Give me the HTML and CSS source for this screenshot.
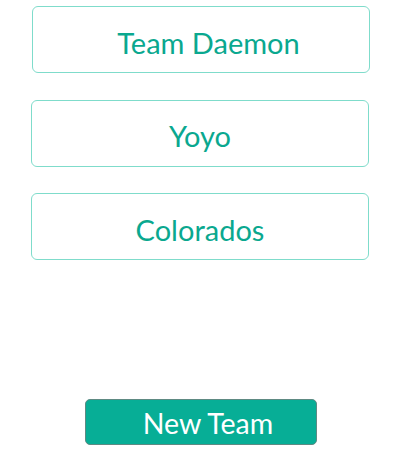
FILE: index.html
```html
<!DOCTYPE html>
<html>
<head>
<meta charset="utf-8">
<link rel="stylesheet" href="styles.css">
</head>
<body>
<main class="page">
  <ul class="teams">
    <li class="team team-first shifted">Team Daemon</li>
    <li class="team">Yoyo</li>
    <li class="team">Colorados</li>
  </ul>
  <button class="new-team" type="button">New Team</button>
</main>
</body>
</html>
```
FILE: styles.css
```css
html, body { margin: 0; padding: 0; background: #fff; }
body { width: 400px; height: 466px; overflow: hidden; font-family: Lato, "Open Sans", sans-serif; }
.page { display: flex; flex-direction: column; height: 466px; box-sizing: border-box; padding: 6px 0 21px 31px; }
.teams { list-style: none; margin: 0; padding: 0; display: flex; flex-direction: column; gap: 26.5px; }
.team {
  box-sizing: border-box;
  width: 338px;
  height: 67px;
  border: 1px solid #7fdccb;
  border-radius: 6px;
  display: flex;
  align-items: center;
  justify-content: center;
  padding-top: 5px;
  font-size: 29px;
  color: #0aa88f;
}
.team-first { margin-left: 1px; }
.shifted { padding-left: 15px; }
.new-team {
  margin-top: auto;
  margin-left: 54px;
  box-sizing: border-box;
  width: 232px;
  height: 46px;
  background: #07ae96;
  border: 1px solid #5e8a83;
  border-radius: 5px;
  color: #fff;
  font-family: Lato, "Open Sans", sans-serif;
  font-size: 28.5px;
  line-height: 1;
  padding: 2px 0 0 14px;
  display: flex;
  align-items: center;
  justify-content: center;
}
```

-=-=-

• _What to do_: Reproduce the material in its entirety and word for word, without the pictures.

• _In response_:
Give me the HTML and CSS source for this screenshot.
FILE: index.html
```html
<!DOCTYPE html>
<html>
<head>
<meta charset="utf-8">
<link rel="stylesheet" href="styles.css">
</head>
<body>
<main class="page">
  <ul class="teams">
    <li class="team team-first shifted">Team Daemon</li>
    <li class="team">Yoyo</li>
    <li class="team">Colorados</li>
  </ul>
  <button class="new-team" type="button">New Team</button>
</main>
</body>
</html>
```
FILE: styles.css
```css
html, body { margin: 0; padding: 0; background: #fff; }
body { width: 400px; height: 466px; overflow: hidden; font-family: Lato, "Open Sans", sans-serif; }
.page { display: flex; flex-direction: column; height: 466px; box-sizing: border-box; padding: 6px 0 21px 31px; }
.teams { list-style: none; margin: 0; padding: 0; display: flex; flex-direction: column; gap: 26.5px; }
.team {
  box-sizing: border-box;
  width: 338px;
  height: 67px;
  border: 1px solid #7fdccb;
  border-radius: 6px;
  display: flex;
  align-items: center;
  justify-content: center;
  padding-top: 5px;
  font-size: 29px;
  color: #0aa88f;
}
.team-first { margin-left: 1px; }
.shifted { padding-left: 15px; }
.new-team {
  margin-top: auto;
  margin-left: 54px;
  box-sizing: border-box;
  width: 232px;
  height: 46px;
  background: #07ae96;
  border: 1px solid #5e8a83;
  border-radius: 5px;
  color: #fff;
  font-family: Lato, "Open Sans", sans-serif;
  font-size: 28.5px;
  line-height: 1;
  padding: 2px 0 0 14px;
  display: flex;
  align-items: center;
  justify-content: center;
}
```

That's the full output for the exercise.